Ex.: Babaçulândia (AH TO), Muricilândia (AH TO), Itacajá (AH TO) e Araguatins (AH TO).

Dos 60 municípios existentes antes da divisão do estado, 15 eram nomeados com topônimos indígenas (Araguatins, Araguacema, Arapoema, Babaçulândia, Dueré, Goiatins, Gauaraí, Itacajá, Itaporã, Juarina, Paranã, Pium, Tocantinópolis, Tocantínea, Xambioá).

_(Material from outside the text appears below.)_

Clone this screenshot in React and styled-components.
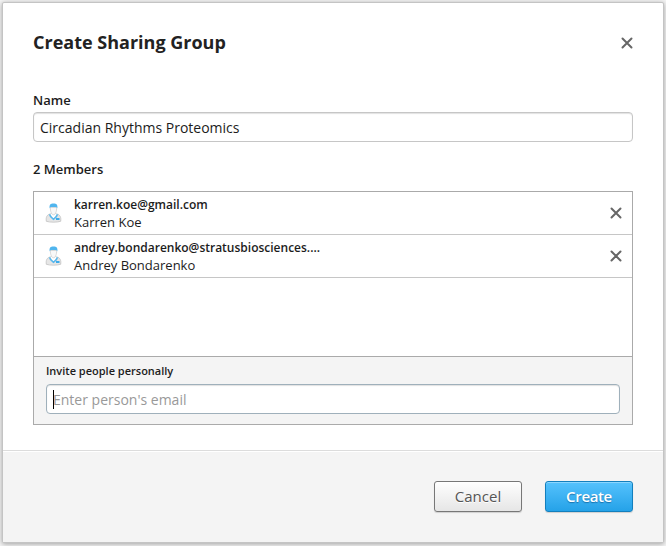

O estado possui, atualmente, 139 municípios. Desse total, 71 (setenta e um) são topônimos de origem indígena, que foram descritos em fichas lexicográfico-toponímicas. A formação desses topônimos se dá por:

Elemento especifico simples: Ex.: Tocantínia (AH TO), Babaçulândia (AH TO), perfazendo um total de 7 (sete) topônimos;

Elemento específico composto: Ex.: Araguaçu (AH TO) e Itacajá (AH TO), contabilizando 7 (sete) topônimos;

Elemento especifico híbrido:Ex.: Paraíso do Tocantins (AH TO), Formoso do Araguaia (AH TO), Araguatins (AH, TO), Araguaína (AH TO), totalizando um número considerável de 57 topônimos.

Os aspectos analisados nas fichas são característicos do estudo onomástico-toponímico: localização geográfica, etimologia, dados históricos, informações enciclopédicas, contexto situacional (informações que não contemplam no histórico oficial, sendo resultado da tradição oral), fontes de consultas diversas (autores, internet, dicionários).

Considerações finais

A discussão referente à toponímia indígena tocantinense não se esgosta nos resultados obtidos pelo ATITO. Há que se considerar outros objetos de estudo: o estudo toponímico e a literatura dos viajantes estrangeiros e brasileiros na Província de Goiás, nos séculos XVIII e XIX; a influência dos rios Araguaia e Tocantins na produção dos topônimos tocantinenses, observando os aspectos hidrográficos, antropoculturais, fauna e flora da região; a contribuição da rodovia Belém-Brasília ou BR 153 na criação de novos municípios; estudo sobre a toponímia dos grupos indígenas que vivem, hoje, no estado (Karajá, Apinajé, Krahô, Krahô-Kanela e os Xerente); contribuição dos resultados do ATITO na produção de material didático-pedagógico para as escolas indígenas. Esses são alguns dos objetos de investigação que podem contribuir para a elaboração e produção do ATB – Atlas Toponímico do Brasil.